Now, it’s going to be harder than usual to discuss this without giving away some semblance of spoilers because the set-up has some spoiler-ish elements but know that I’m weighing what I’m revealing against your overall experience. Read on if you will – or if you truly don’t want to know anything that stop right now and come back and read this as you’re warming up after the movie.
For Aidan (Jaeden Martell, Midnight Special) and Mia (Lia McHugh, Hot Summer Nights) the holidays aren’t going to be the same as they were last year. Their parents have split up and while their emotional fragile mom Laura (Alicia Silverstone, The Killing of a Sacred Deer) works out her own issues they are spending more time with their dad, Richard (Richard Armitage, Into the Storm) and his new girlfriend, Grace (Riley Keough, Mad Max: Fury Road). As is the case with many children of divorced parents, the teens aren’t taking too well to dad’s new squeeze and it doesn’t make things better when he invites her along to their family cabin weekend for the Christmas holiday.
On the surface, Grace seems like she should be a good fit with the family. Though maybe slightly too young to be both in a new relationship with Richard and a possible future stepmother, she bares a striking resemblance to Laura and that only adds fuel to the fire of Aidan and Mia’s dislike for her. When Richard leaves for a planned weekend back in the cities for work, he leaves Grace alone with the children and that’s when things start to get…weird. You see, Grace was the only surviving member of a mysterious doomsday cult and her sanity begins to teeter on the edge when unexplained things start to occur. Is it the children playing a practical joke, have shadowy figures from her past come back to continue their work, or is Grace simply losing her mind and imagining it all?
There was a Q&A after the movie with the directors and they seemed to revel in the fact that this movie is as twisted as it is. Going off of their previous film, 2014’s Goodnight Mommy, I definitely see why they would have been drawn to this as their follow-up because there are similar themes of children acting as possible manipulators on fragile adults and how their games can turn deadly. What’s so intriguing about The Lodge is the way it builds its central mystery with such care that the solution could have been any number of outcomes. I honestly had it in my mind it was going in one direction and had the scenes/dialogue to back-it up…only to have the directors pull the rug out from under me with another twist I didn’t see coming.

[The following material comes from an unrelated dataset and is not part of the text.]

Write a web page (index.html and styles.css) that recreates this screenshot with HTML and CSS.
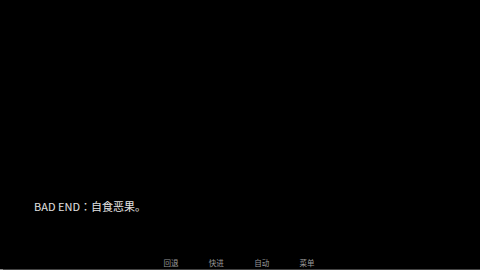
FILE: index.html
```html
<!DOCTYPE html>
<html>
<head>
<meta charset="utf-8">
<title>BAD END</title>
<link rel="stylesheet" href="styles.css">
</head>
<body>
<div class="screen">
  <div class="stage"></div>
  <div class="dialog">
    <p class="line">BAD END：自食恶果。</p>
  </div>
  <nav class="menu">
    <span class="item">回退</span>
    <span class="item">快进</span>
    <span class="item">自动</span>
    <span class="item">菜单</span>
  </nav>
  <div class="bar"><div class="bar-thumb"></div></div>
</div>
</body>
</html>
```

FILE: styles.css
```css
html, body {
  margin: 0;
  padding: 0;
  background: #000;
}

.screen {
  width: 480px;
  height: 270px;
  display: flex;
  flex-direction: column;
  background: #000;
  font-family: "Noto Sans CJK JP", "Noto Sans", sans-serif;
  overflow: hidden;
}

.stage {
  flex: 1;
}

.dialog {
  height: 60px;
  padding: 0 34px;
}

.line {
  margin: 0;
  font-size: 11px;
  line-height: 17px;
  color: #e2e2e2;
}

.menu {
  height: 10px;
  padding-bottom: 1px;
  display: flex;
  justify-content: center;
  gap: 30.4px;
  padding-right: 2px;
}

.item {
  font-size: 7.5px;
  line-height: 10px;
  color: #9a9a9a;
}

.bar {
  height: 1px;
  display: flex;
  background: #2a2a2a;
}

.bar-thumb {
  width: 478px;
  background: #454545;
  border-left: 3px solid #8a8a8a;
}
```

All the twists in the world wouldn’t have meant a hill of beans if they didn’t have a cast that was able to convince you to go in the wrong direction over and over again. Martell and McHugh have tricky, tricky roles and for reasons that I can’t divulge will only say that what they are asked to do is pretty remarkable right up until the credits run. I’m so glad to see Silverstone continue to take on challenging roles that couldn’t be further away from her Clueless days and while Armitage likely has the least interesting part of all, he manages to keep you wondering what he’s up to when he vanishes for long stretches of time. The film belongs to Keough, though, and her gradual descent into a calculated madness is well thought out and benefits from Fiala and Franz shooting the film in chronological order. That allows Keough to chart her breakdown convincingly; giving her room to find the little ways her resolve begins to crack along the way.
For most of these types of movies, once the Big Twist has been revealed the rest of the run time gets a little tiresome as audience members just wait for all the edges to be rounded off. In The Lodge, Fiala and Franz make good use of what comes after to instill even more disturbing outcomes, serving up real time consequences that are tough to watch. You can tell Fiala and Franz have affinity for their characters in the way they see them through to the finish line, but that doesn’t mean they let them off easily. This one earns its stripes as a solid horror film but also benefits from strong film making at its core.